Spaulderians are aware of their infamy. “Spaulding sometimes feels targeted,” says Cameron Rossi-Crete, a senior, “[Other schools] give Spaulding a bad rap. Just because of where it is–in Barre.” Junior Elysia Manriquez says, “the reputation of Spaulding has kind of become that we are the poorer school. Or the more ghetto school–or, the punks and the rednecks go to Spaulding. I think that that’s just the reputation of Barre right now.”

Both agree that Barre’s blue-collar heritage, as well as the presence of the courthouse and all that comes with it, has long prompted mockery from primmer, better-off communities in the area. Rossi-Crete, who plays on the soccer team, suggests that Spaulding students may sometimes choose to inhabit the caricature put upon them. “When other teams play Spaulding they think we’re just a bunch of rough-and-tumble little hoodlums. … A lot of the kids will hold true to it,” he says of teammates who revel in the opportunity to shock students and parents from preppier schools. But, beneath the tattoos and beards that curl the lips of their opponents, Rossi-Crete says, Spaulding athletes are no more unruly than any others.

All three students agree that Spaulding’s teachers work hard to help students succeed. “The teachers are absolutely amazing,” says Manriquez.

All three also give the impression that students who want to learn get every opportunity to do so. For Rossi-Crete this means enrolling in the new Natural Resources and Renewable Energy Program at Barre Tech. Like Tran, he sees Tech as a path to a job.

Manriquez, who plans to go to college, says Spaulding provides opportunities for everyone, including students who aren’t very engaged. “There are some kids who really do not care and they are put in classes where they will not be challenged. Spaulding is really, really good at seeing that they can get as many people graduated as possible.” She adds that divisions are apparent in the hallways. “Kids who have more money hang out with the kids who have more money-—and the kids who don’t, and live downtown, definitely all hang out together.”

While Tran suggests that a live-and-let-live attitude prevails among these groupings, Manriquez tells a tale of lunchroom bullying—tolerated silently by witnesses—that reminds one that live-and-let-live can also mean apathy and deference to wrong-doers. (Out of respect for the victim’s privacy, The Bridge is not reproducing the story.)

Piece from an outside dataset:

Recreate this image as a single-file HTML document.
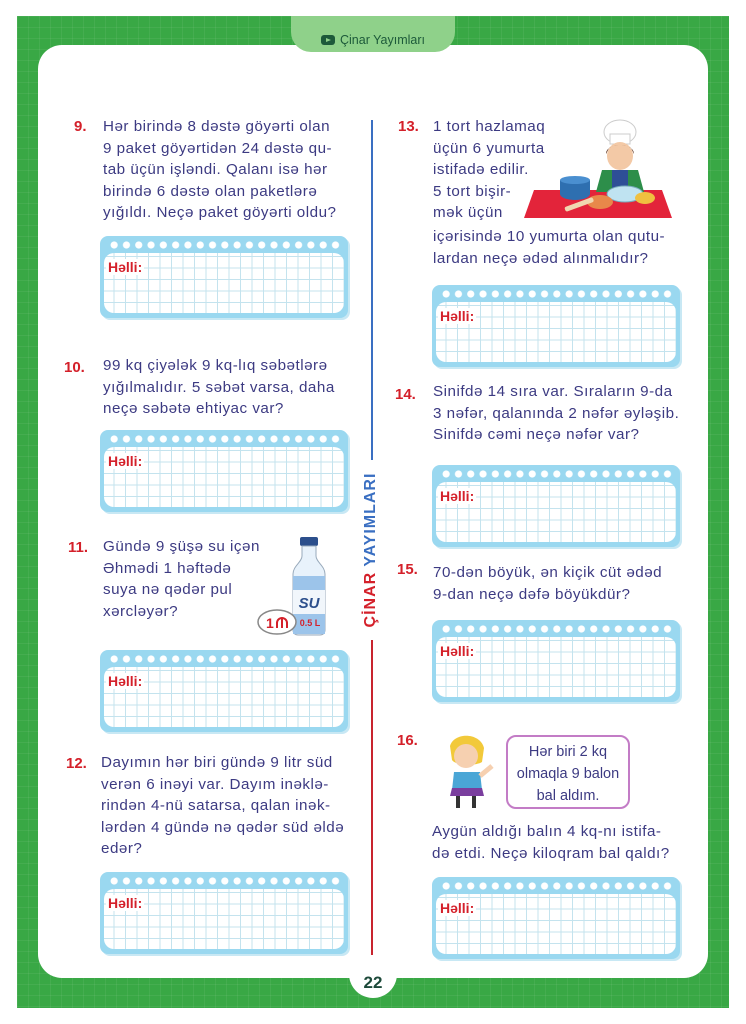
<!DOCTYPE html>
<html><head><meta charset="utf-8"><style>
*{margin:0;padding:0;box-sizing:border-box}
body{width:746px;height:1024px;background:#fff;position:relative;overflow:hidden;font-family:"Liberation Sans","DejaVu Sans",sans-serif}
.green{position:absolute;left:17px;top:16px;width:712px;height:992px;background:#39a845;
background-image:linear-gradient(rgba(255,255,255,.06) 1px,transparent 1px),linear-gradient(90deg,rgba(255,255,255,.06) 1px,transparent 1px);background-size:11px 11px}
.card{position:absolute;left:38px;top:45px;width:670px;height:933px;background:#fff;border-radius:24px}
.tab{position:absolute;left:291px;top:16px;width:164px;height:36px;background:#8fd18a;border-radius:0 0 20px 20px;color:#1d5a3a;font-size:12.5px;text-align:center;line-height:48px}
.tab i{display:inline-block;width:14px;height:10px;background:#1d5a3a;border-radius:3px;vertical-align:-1px;margin-right:5px;position:relative}
.tab i:after{content:"";position:absolute;left:5px;top:2.5px;border-left:5px solid #8fd18a;border-top:2.5px solid transparent;border-bottom:2.5px solid transparent}
.pg{position:absolute;left:349px;top:968px;width:48px;height:30px;background:#fff;border-radius:0 0 24px 24px;text-align:center;font-weight:bold;color:#1d4a3a;font-size:17px;line-height:30px}
.t{position:absolute;color:#3c3a82;font-size:15.2px;letter-spacing:0.5px;line-height:21.6px;white-space:nowrap}
.n{position:absolute;color:#d4202a;font-weight:bold;font-size:15px}
.box{position:absolute;width:248px;height:82px;background:#9ad8f0;border-radius:8px;box-shadow:2px 2px 0 #c8e8f4}
.box .dots{position:absolute;left:8px;top:5px;right:6px;height:8px;background:radial-gradient(circle,#fff 3.3px,transparent 3.8px);background-size:12.3px 8px}
.box .g{position:absolute;left:4px;top:17px;right:4px;bottom:5px;border-radius:10px;background-color:#fff;
background-image:linear-gradient(#c4e3ee 1px,transparent 1px),linear-gradient(90deg,#c4e3ee 1px,transparent 1px);background-size:11.5px 11.5px;background-position:-2px 3px}
.box .h{position:absolute;left:6px;top:23px;color:#d4202a;font-weight:bold;font-size:14px;background:#fff;padding:0 2px}
.vl{position:absolute;left:371px;width:2px}
</style></head><body>
<div class="green"></div>
<div class="card"></div>
<div class="tab"><i></i>Çinar Yayımları</div>
<div class="pg">22</div>

<div class="vl" style="top:120px;height:340px;background:#3a6fc2"></div>
<div class="vl" style="top:640px;height:315px;background:#c8242e"></div>
<div style="position:absolute;left:362px;top:550px;width:20px;height:0;">
<div style="position:absolute;left:-80px;top:-10px;width:180px;height:20px;transform:rotate(-90deg);font-weight:bold;font-size:16px;letter-spacing:1px;text-align:center;white-space:nowrap"><span style="color:#d4202a">ÇİNAR</span> <span style="color:#3a6fc2">YAYIMLARI</span></div></div>

<!-- 9 -->
<div class="n" style="left:74px;top:118px">9.</div>
<div class="t" style="left:103px;top:116px">Hər birində 8 dəstə göyərti olan<br>9 paket göyərtidən 24 dəstə qu-<br>tab üçün işləndi. Qalanı isə hər<br>birində 6 dəstə olan paketlərə<br>yığıldı. Neçə paket göyərti oldu?</div>
<div class="box" style="left:100px;top:236px"><div class="dots"></div><div class="g"></div><div class="h">Həlli:</div></div>

<!-- 10 -->
<div class="n" style="left:64px;top:359px">10.</div>
<div class="t" style="left:103px;top:355px">99 kq çiyələk 9 kq-lıq səbətlərə<br>yığılmalıdır. 5 səbət varsa, daha<br>neçə səbətə ehtiyac var?</div>
<div class="box" style="left:100px;top:430px"><div class="dots"></div><div class="g"></div><div class="h">Həlli:</div></div>

<!-- 11 -->
<div class="n" style="left:68px;top:539px">11.</div>
<div class="t" style="left:103px;top:536px">Gündə 9 şüşə su içən<br>Əhmədi 1 həftədə<br>suya nə qədər pul<br>xərcləyər?</div>
<svg style="position:absolute;left:255px;top:534px" width="80" height="105" viewBox="0 0 80 105">
<rect x="45" y="3" width="18" height="9" rx="2" fill="#2c4f8c"/>
<path d="M47 12h14v10c0 6 9 10 9 18v56c0 3-2 5-5 5H43c-3 0-5-2-5-5V40c0-8 9-12 9-18z" fill="#e8f2fb" stroke="#9ab" stroke-width="1"/>
<rect x="38" y="42" width="32" height="14" fill="#9cc4ea"/>
<rect x="38" y="56" width="32" height="24" fill="#f1f6fb"/>
<text x="54" y="74" font-family="Liberation Sans" font-weight="bold" font-style="italic" font-size="15" fill="#2c4f8c" text-anchor="middle">SU</text>
<rect x="38" y="80" width="32" height="20" fill="#9cc4ea"/>
<text x="55" y="92" font-family="Liberation Sans" font-weight="bold" font-size="9" fill="#d4202a" text-anchor="middle">0.5 L</text>
<ellipse cx="22" cy="88" rx="19" ry="12" fill="#fff" stroke="#888" stroke-width="1.5"/>
<text x="11" y="94" font-family="Liberation Sans" font-weight="bold" font-size="14" fill="#d4202a">1</text>
<path d="M22 94v-5a5 5 0 0 1 10 0v5M27 84v10" stroke="#d4202a" stroke-width="2" fill="none"/>
</svg>
<div class="box" style="left:100px;top:650px"><div class="dots"></div><div class="g"></div><div class="h">Həlli:</div></div>

<!-- 12 -->
<div class="n" style="left:66px;top:755px">12.</div>
<div class="t" style="left:101px;top:752px">Dayımın hər biri gündə 9 litr süd<br>verən 6 inəyi var. Dayım inəklə-<br>rindən 4-nü satarsa, qalan inək-<br>lərdən 4 gündə nə qədər süd əldə<br>edər?</div>
<div class="box" style="left:100px;top:872px"><div class="dots"></div><div class="g"></div><div class="h">Həlli:</div></div>

<!-- 13 -->
<div class="n" style="left:398px;top:118px">13.</div>
<div class="t" style="left:433px;top:116px">1 tort hazlamaq<br>üçün 6 yumurta<br>istifadə edilir.<br>5 tort bişir-<br>mək üçün</div>
<div class="t" style="left:433px;top:226px">içərisində 10 yumurta olan qutu-<br>lardan neçə ədəd alınmalıdır?</div>
<svg style="position:absolute;left:520px;top:118px" width="156" height="102" viewBox="0 0 156 102">
<path d="M14 72h128l10 28H4z" fill="#e3243a"/>
<ellipse cx="100" cy="14" rx="16" ry="12" fill="#fff" stroke="#ccc"/>
<rect x="90" y="16" width="20" height="10" fill="#fff" stroke="#ccc"/>
<ellipse cx="100" cy="38" rx="13" ry="14" fill="#f3c9a6"/>
<path d="M86 36c0-12 28-12 28 0l-3-6c-6-4-16-4-22 0z" fill="#5a2e1a"/>
<path d="M82 52h36l6 22H76z" fill="#2d8e4a"/>
<rect x="92" y="52" width="16" height="20" fill="#2e4f96"/>
<ellipse cx="105" cy="76" rx="18" ry="8" fill="#bfe3f1" stroke="#7ab"/>
<path d="M40 62h30v14a15 6 0 0 1-30 0z" fill="#2e6fb0"/>
<ellipse cx="55" cy="62" rx="15" ry="4" fill="#4a8fd0"/>
<ellipse cx="80" cy="84" rx="13" ry="7" fill="#e8884a"/>
<ellipse cx="125" cy="80" rx="10" ry="6" fill="#f0c040"/>
<rect x="44" y="84" width="30" height="5" rx="2" fill="#f0d7b0" transform="rotate(-20 59 86)"/>
</svg>
<div class="box" style="left:432px;top:285px"><div class="dots"></div><div class="g"></div><div class="h">Həlli:</div></div>

<!-- 14 -->
<div class="n" style="left:395px;top:386px">14.</div>
<div class="t" style="left:433px;top:381px">Sinifdə 14 sıra var. Sıraların 9-da<br>3 nəfər, qalanında 2 nəfər əyləşib.<br>Sinifdə cəmi neçə nəfər var?</div>
<div class="box" style="left:432px;top:465px"><div class="dots"></div><div class="g"></div><div class="h">Həlli:</div></div>

<!-- 15 -->
<div class="n" style="left:397px;top:561px">15.</div>
<div class="t" style="left:433px;top:562px">70-dən böyük, ən kiçik cüt ədəd<br>9-dan neçə dəfə böyükdür?</div>
<div class="box" style="left:432px;top:620px"><div class="dots"></div><div class="g"></div><div class="h">Həlli:</div></div>

<!-- 16 -->
<div class="n" style="left:397px;top:732px">16.</div>
<svg style="position:absolute;left:442px;top:732px" width="60" height="80" viewBox="0 0 60 80">
<path d="M8 14c4-14 30-14 34 2l-2 14c-6 4-26 4-30-2z" fill="#f2c93a"/>
<ellipse cx="24" cy="24" rx="12" ry="12" fill="#f6d0b0"/>
<path d="M12 40h26l2 18H10z" fill="#4aa6d6"/>
<path d="M10 56h30l2 8H8z" fill="#7a3e9e"/>
<path d="M16 64v12M32 64v12" stroke="#333" stroke-width="4"/>
<path d="M38 44l12-10" stroke="#f6d0b0" stroke-width="5"/>
</svg>
<div style="position:absolute;left:506px;top:735px;width:124px;height:74px;border:2px solid #c37cc6;border-radius:10px;background:#fff;color:#3c3a82;font-size:14.5px;line-height:22px;text-align:center;padding-top:4px">Hər biri 2 kq<br>olmaqla 9 balon<br>bal aldım.</div>
<div class="t" style="left:432px;top:821px">Aygün aldığı balın 4 kq-nı istifa-<br>də etdi. Neçə kiloqram bal qaldı?</div>
<div class="box" style="left:432px;top:877px"><div class="dots"></div><div class="g"></div><div class="h">Həlli:</div></div>
</body></html>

Tran, Rossi-Crete, and Manriquez each said that they did not want to speak for other students—that their perspectives were their own. Still, they were sensitive to the knit of identity and the distinct breeds of student at Spaulding, and had clearly put thought into how to show deference to the students’ differences without denying their common lot—a lesson in balance that some of us could well afford to learn from those Barre kids.